Congratulations she is a real cutie.


----------



## atotton (Mar 17, 2013)

Congrats! Beautiful baby girl!


----------



## lexischase (Mar 17, 2013)

Super cute!! Congrats!!


----------



## eagles ring farm (Mar 17, 2013)

So pretty .we finally get to see the mystery girl

congrats


----------



## Dontworrybeappy (Mar 17, 2013)

Currently "on cam" - a client's palomino pinto Gypsy mare "Promise" (you will see her owner here doing mane and tail duty - I'm not going to be responsible for THAT!)



She's due in about a month - not much in the bag department as of today.

Also Bug - my teeny little First Knight's Redi or Not daughter... worried about this one - her first foal died in utero and had to be pulled at the clinic. THREE different vets told me she was fine to breed again - baby not too big (it was term), etc... I waited 2 years to do it, but I'm still nervous. If she has trouble with this one she won't be bred again. She's huge and might be starting to bag - she either took before her last breeding date or we're going early.... technically she's due 5/27 but I don't see her going that long - I'll be a nervous wreck if she does!
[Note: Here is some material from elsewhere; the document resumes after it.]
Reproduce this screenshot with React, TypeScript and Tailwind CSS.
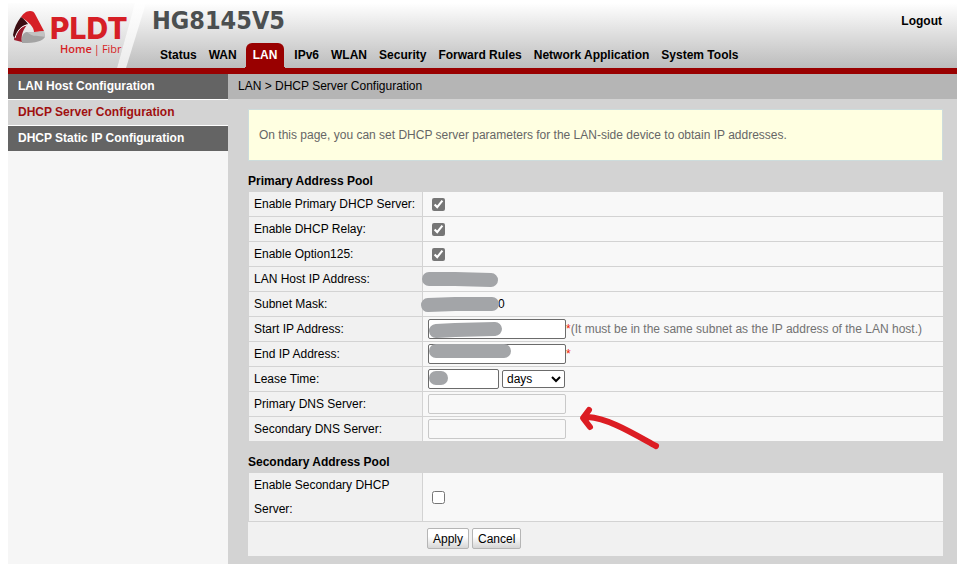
import type { ReactNode } from "react"

const NAV_ITEMS = ["Status", "WAN", "LAN", "IPv6", "WLAN", "Security", "Forward Rules", "Network Application", "System Tools"]
const SIDE_ITEMS = ["LAN Host Configuration", "DHCP Server Configuration", "DHCP Static IP Configuration"]

const ACTIVE_NAV = "LAN"
const ACTIVE_SIDE = "DHCP Server Configuration"

const inputClass = "h-5 rounded-xs border border-[#6b6b6b] bg-white px-1"
const disabledInputClass = "h-5 w-[138px] rounded-xs border border-[#c9c9c9] bg-[#f8f8f8] px-1"
const buttonClass =
    "h-[21px] rounded-xs border border-[#b5b5b5] bg-linear-to-b from-white from-40% to-[#d6d6d6] px-[5px] leading-4"

function Logo() {
    return (
        <div className="relative w-[138px] shrink-0">
            <svg className="absolute inset-0 h-full w-full" viewBox="0 0 138 65" preserveAspectRatio="none" aria-hidden="true">
                <defs>
                    <linearGradient id="panel" x1="0" y1="0" x2="0" y2="1">
                        <stop offset="0" stopColor="#fdfdfd" />
                        <stop offset="1" stopColor="#cccccc" />
                    </linearGradient>
                    <linearGradient id="slash" x1="0" y1="0" x2="0" y2="1">
                        <stop offset="0" stopColor="#ffffff" />
                        <stop offset="1" stopColor="#ececec" />
                    </linearGradient>
                </defs>
                <path d="M0 0H127L109 65H0Z" fill="url(#panel)" />
                <path d="M127 0H138L118 65H109Z" fill="url(#slash)" />
            </svg>
            <div className="relative flex items-start gap-1 pt-2 pl-[5px]">
                <svg width="33" height="33" viewBox="0 0 33 33" aria-hidden="true">
                    <path d="M8 6C10 3 13 0 17 0C20 0 21 1 22 3L31 20L21 21C21 16 16 11 8 6Z" fill="#d61f26" />
                    <path d="M8 6C4 11 1 17 0 24L2 29C3 21 8 15 15 13C13 10 11 8 8 6Z" fill="#3a0d12" />
                    <path d="M14 14C8 15 4 20 1 29L9 31C8 26 9 20 14 14Z" fill="#9e1c2c" />
                    <path d="M14 14C8 15 4 20 2 27" fill="none" stroke="#ffffff" strokeWidth="1" />
                    <path d="M9 32C8 26 10 21 14 21C20 22 26 21 31 20L32 26C29 30 24 32 9 32Z" fill="#a3a3a3" />
                    <path d="M14 21C20 22 26 21 31 20L32 26C26 24 20 27 14 21Z" fill="#c2c2c2" />
                </svg>
                <div className="text-[#d61f26]">
                    <div className="pt-px font-['Inter',sans-serif] text-[30px] leading-8 font-extrabold">PLDT</div>
                    <div className="flex gap-0.5 pl-2.5 font-['Open_Sans',sans-serif] text-[11px] leading-2.5">
                        <span className="font-semibold">Home</span>
                        <span>|</span>
                        <span>Fibr</span>
                    </div>
                </div>
            </div>
        </div>
    )
}

function ActiveTab({ label }: { label: string }) {
    return (
        <a
            href="#"
            className="relative mr-1 ml-[3px] rounded-t-md bg-[#990000] px-[7px] leading-[25px] font-bold text-white before:absolute before:bottom-0 before:-left-[3px] before:size-[3px] before:bg-[radial-gradient(circle_at_0_0,transparent_3px,#990000_3px)] after:absolute after:-right-[3px] after:bottom-0 after:size-[3px] after:bg-[radial-gradient(circle_at_100%_0,transparent_3px,#990000_3px)]"
        >
            {label}
        </a>
    )
}

function Header() {
    return (
        <header className="flex h-[71px] border-b-6 border-[#990000] bg-linear-to-b from-white to-[#bcbcbc]">
            <Logo />
            <div className="flex flex-1 flex-col justify-between pl-1.5">
                <div className="flex items-center justify-between pr-[15px]">
                    <h1 className="font-['DejaVu_Sans_Condensed','DejaVu_Sans',sans-serif] text-[25px] leading-[35px] font-bold text-[#4b4f50]">
                        HG8145V5
                    </h1>
                    <a href="#logout" className="font-bold">
                        Logout
                    </a>
                </div>
                <nav className="flex pl-0.5">
                    {NAV_ITEMS.map((item) =>
                        item === ACTIVE_NAV ? (
                            <ActiveTab key={item} label={item} />
                        ) : (
                            <a key={item} href="#" className="px-1.5 leading-[25px] font-bold">
                                {item}
                            </a>
                        ),
                    )}
                </nav>
            </div>
        </header>
    )
}

function Sidebar() {
    return (
        <aside className="w-[220px] shrink-0 bg-[#f6f6f6]">
            <nav className="flex flex-col gap-px bg-white">
                {SIDE_ITEMS.map((item) => (
                    <a
                        key={item}
                        href="#"
                        className={
                            item === ACTIVE_SIDE
                                ? "bg-[#d3d3d3] pl-2.5 leading-[25px] font-bold text-[#a01010]"
                                : "bg-[#646464] pl-2.5 leading-[25px] font-bold text-white"
                        }
                    >
                        {item}
                    </a>
                ))}
            </nav>
        </aside>
    )
}

// Hand-drawn marker stroke that hides a value
function Marker({ d }: { d: string }) {
    return (
        <svg className="pointer-events-none absolute top-0 -left-2 h-6 w-24" viewBox="0 0 96 24" aria-hidden="true">
            <path d={d} fill="none" stroke="#a3a5a8" strokeWidth="14" strokeLinecap="round" strokeLinejoin="round" />
        </svg>
    )
}

function PoolTable({ title, children }: { title: string; children: ReactNode }) {
    return (
        <section>
            <h2 className="leading-5 font-bold">{title}</h2>
            <div className="pt-px pl-px">
                <table className="w-full table-fixed border-separate border-spacing-0">
                    <tbody>{children}</tbody>
                </table>
            </div>
        </section>
    )
}

function Row({ id, label, children }: { id?: string; label: string; children: ReactNode }) {
    return (
        <tr className="group">
            <th scope="row" className="w-[174px] border-r border-b border-[#d3d3d3] bg-[#f1f1f1] pl-[5px] text-left font-normal group-last:border-b-0">
                <label htmlFor={id} className="block leading-6">
                    {label}
                </label>
            </th>
            <td className="relative border-b border-[#d3d3d3] bg-[#f8f8f8] pl-[5px] group-last:border-b-0">
                <div className="flex items-center">{children}</div>
            </td>
        </tr>
    )
}

function CheckRow({ id, label, checked = false }: { id: string; label: string; checked?: boolean }) {
    return (
        <Row id={id} label={label}>
            <input id={id} type="checkbox" defaultChecked={checked} className="ml-1 size-[13px] accent-[#767676]" />
        </Row>
    )
}

function Arrow() {
    return (
        <svg className="pointer-events-none absolute -bottom-3 left-[328px] h-12 w-[88px]" viewBox="0 0 88 48" aria-hidden="true">
            <path
                d="M80 41C58 29 32 13 12 12M13 5L7 13L14 22"
                fill="none"
                stroke="#dc1d23"
                strokeWidth="6"
                strokeLinecap="round"
                strokeLinejoin="round"
            />
            <path d="M12 5L5 13L14 23L12 13Z" fill="#dc1d23" />
        </svg>
    )
}

export default function App() {
    return (
        <div className="flex min-h-screen flex-col bg-white pt-[3px] pl-2 font-['Liberation_Sans',Arial,sans-serif] text-xs text-black">
            <Header />
            <div className="flex flex-1">
                <Sidebar />
                <main className="flex-1 bg-[#d3d3d3]">
                    <div className="bg-[#b5b5b5] pl-2.5 leading-[25px]">LAN &gt; DHCP Server Configuration</div>

                    <div className="pt-2.5 pr-3.5 pb-2 pl-5">
                        <p className="mb-2.5 border border-[#cddcdc] bg-[#ffffe1] px-2.5 leading-[50px] text-[#666666]">
                            On this page, you can set DHCP server parameters for the LAN-side device to obtain IP addresses.
                        </p>

                        <div className="relative">
                            <PoolTable title="Primary Address Pool">
                                <CheckRow id="primary" label="Enable Primary DHCP Server:" checked />
                                <CheckRow id="relay" label="Enable DHCP Relay:" checked />
                                <CheckRow id="option125" label="Enable Option125:" checked />
                                <Row label="LAN Host IP Address:">
                                    <Marker d="M14 12L40 12L76 13" />
                                </Row>
                                <Row label="Subnet Mask:">
                                    <Marker d="M13 13L40 12L77 12" />
                                    <span className="pl-[70px]">0</span>
                                </Row>
                                <Row id="start-ip" label="Start IP Address:">
                                    <input id="start-ip" type="text" className={`${inputClass} w-[138px]`} />
                                    <Marker d="M21 14L40 13L80 12" />
                                    <span className="text-[#ee2200]">*</span>
                                    <span className="text-[#727272]">(It must be in the same subnet as the IP address of the LAN host.)</span>
                                </Row>
                                <Row id="end-ip" label="End IP Address:">
                                    <input id="end-ip" type="text" className={`${inputClass} w-[138px]`} />
                                    <Marker d="M21 9L50 9L89 9" />
                                    <span className="text-[#ee2200]">*</span>
                                </Row>
                                <Row id="lease" label="Lease Time:">
                                    <input id="lease" type="text" className={`${inputClass} w-[71px]`} />
                                    <Marker d="M21 11L26 11" />
                                    <select
                                        aria-label="Lease time unit"
                                        className="ml-[3px] h-[18px] w-[63px] appearance-auto rounded-xs border border-[#6b6b6b] bg-white"
                                    >
                                        <option>days</option>
                                        <option>hours</option>
                                        <option>minutes</option>
                                    </select>
                                </Row>
                                <Row id="dns1" label="Primary DNS Server:">
                                    <input id="dns1" type="text" disabled className={disabledInputClass} />
                                </Row>
                                <Row id="dns2" label="Secondary DNS Server:">
                                    <input id="dns2" type="text" disabled className={disabledInputClass} />
                                </Row>
                            </PoolTable>
                            <Arrow />
                        </div>

                        <div className="mt-[11px]">
                            <PoolTable title="Secondary Address Pool">
                                <CheckRow id="secondary" label="Enable Secondary DHCP Server:" />
                            </PoolTable>
                        </div>

                        <div className="mt-px flex gap-[3px] bg-[#f1f1f1] pt-1.5 pb-[7px] pl-[179px]">
                            <button type="button" className={buttonClass}>
                                Apply
                            </button>
                            <button type="button" className={buttonClass}>
                                Cancel
                            </button>
                        </div>
                    </div>
                </main>
            </div>
        </div>
    )
}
There are also at least 4 more client's minis coming in this year at some point or another!


----------



## countrymini (Mar 17, 2013)

Congratulations! What a way to finish. She is beautiful, even came out with her hair done


----------



## chandab (Mar 17, 2013)

Congrats! She's so cute.


----------



## Eagle (Mar 18, 2013)

Thanks for the update


----------